Targeting the Neurovascular Unit in Retinal Fibrosis: Mechanisms and Therapeutic Perspectives

Abstract

Retinal fibrosis, a severe complication observed in conditions like age-related macular degeneration and diabetic retinopathy, characterized by aberrant myofibroblast activation and excessive extracellular matrix (ECM) deposition, which ultimately led to irreversible visual impairment. Currently, the mechanisms underlying retinal fibrosis remain unclear and existing treatments remain incompletely understood. Thus, a comprehensive understanding of disease mechanisms, together with the development of innovative therapeutic approaches, is essential for advancing effective treatment strategies. This review systematically examines the pathogenesis of retinal fibrosis from the perspective of the neurovascular unit (NVU), with a particular focus on the roles of endothelial cells, pericytes, and glial cells in fibrotic processes.
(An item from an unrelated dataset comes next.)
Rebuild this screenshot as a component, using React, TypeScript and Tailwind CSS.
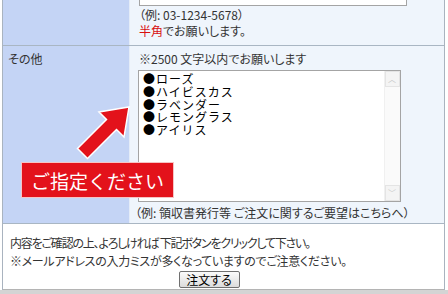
import React from 'react'

const jp = "font-['Noto_Sans_CJK_JP','Noto_Sans',sans-serif] [font-feature-settings:'palt']"

const flowers = ['ローズ', 'ハイビスカス', 'ラベンダー', 'レモングラス', 'アイリス']

function Arrow() {
  return (
    <svg
      className="absolute left-[60px] top-[100px]"
      width="80"
      height="70"
      viewBox="60 100 80 70"
    >
      <polygon
        points="129,107 124,137 116.5,129.5 87.5,158.5 77.5,148.5 106.5,119.5 99,112"
        fill="#e3121b"
        stroke="#ffffff"
        strokeWidth="1.5"
        strokeLinejoin="miter"
      />
    </svg>
  )
}

export default function App() {
  return (
    <div className={`relative w-[448px] h-[294px] overflow-hidden bg-white text-[12px] leading-[16px] text-[#333] ${jp}`}>
      <div className="ml-[2px] w-[443px] border-l border-r border-[#a9b3bf]">
        {/* row: phone */}
        <div className="grid grid-cols-[127px_1fr] border-b border-[#a9b6c3]">
          <div className="bg-[#c4d4f5] border-r border-[#e4ecf8]"></div>
          <div className="bg-[#eff5fc] h-[45px] pl-[9px]">
            <div className="w-[268px] h-[6px] bg-white border border-t-0 border-[#a4a4a4]"></div>
            <p className="mt-[1px]">（例: 03-1234-5678）</p>
            <p>
              <span className="text-[#d81010]">半角</span>でお願いします。
            </p>
          </div>
        </div>

        {/* row: other */}
        <div className="grid grid-cols-[127px_1fr] border-b border-[#a9b6c3]">
          <div className="bg-[#c4d4f5] border-r border-[#e4ecf8] pl-[5px] pt-[5px]">その他</div>
          <div className="bg-[#eff5fc] h-[177px] pl-[9px] pt-[5px]">
            <p>※2500 文字以内でお願いします</p>
            <div className="relative mt-[3px] ml-[-1px] w-[263px] h-[132px] bg-white border border-[#a4a4a4] pl-[4px] pt-[2px] leading-[12.8px] tracking-[1px] [font-feature-settings:normal]">
              {flowers.map((f) => (
                <p key={f} className="text-black">●{f}</p>
              ))}
              <div className="absolute right-0 top-0 bottom-0 w-[16px] bg-[#fafafa] border-l border-[#f0f0f0] flex flex-col justify-between">
                <div className="h-[16px] border border-[#e4e4e4] bg-[#f4f4f4] text-[#c8c8c8] text-[8px] leading-[14px] text-center">︿</div>
                <div className="h-[16px] border border-[#e4e4e4] bg-[#f4f4f4] text-[#c8c8c8] text-[8px] leading-[14px] text-center">﹀</div>
              </div>
            </div>
            <p className="mt-[3px] ml-[-4px]">（例: 領収書発行等 ご注文に関するご要望はこちらへ）</p>
          </div>
        </div>

        {/* confirm */}
        <div className="h-[66px] pl-[7px] pt-[10px] border-b border-[#b4b4b4]">
          <p className="leading-[18px] tracking-[-1.2px]">内容をご確認の上、よろしければ 下記ボタンをクリックして下さい。</p>
          <p className="leading-[18px] tracking-[-0.3px]">※メールアドレスの入力ミスが多くなっていますのでご注意ください。</p>
          <div className="flex justify-center pr-[36px] pt-[1px]">
            <button className="w-[61px] h-[17px] border border-[#707070] rounded-[2px] bg-gradient-to-b from-[#fbfbfb] to-[#dcdcdc] text-[12px] leading-[14px] text-black">
              注文する
            </button>
          </div>
        </div>
      </div>
      <div className="h-[4px] bg-[#d4d4d4]"></div>

      <Arrow />
      <div className="absolute left-[22px] top-[163px] w-[151px] h-[34px] bg-[#e3121b] outline outline-1 outline-[#f6c4c4] flex items-center justify-center text-white text-[19px] leading-none [font-feature-settings:normal]">
        ご指定ください
      </div>
    </div>
  )
}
It highlights key fibrotic mechanisms, including epithelial mesenchymal transition (EMT) as well as macrophage and pericyte-to-myofibroblast transitions (MMT/PMT). It further analyzes the molecular mechanisms that regulate myofibroblast activation and extracellular matrix deposition. Additionally, this review outlines potential therapeutic targets for the treatment of retinal fibrosis.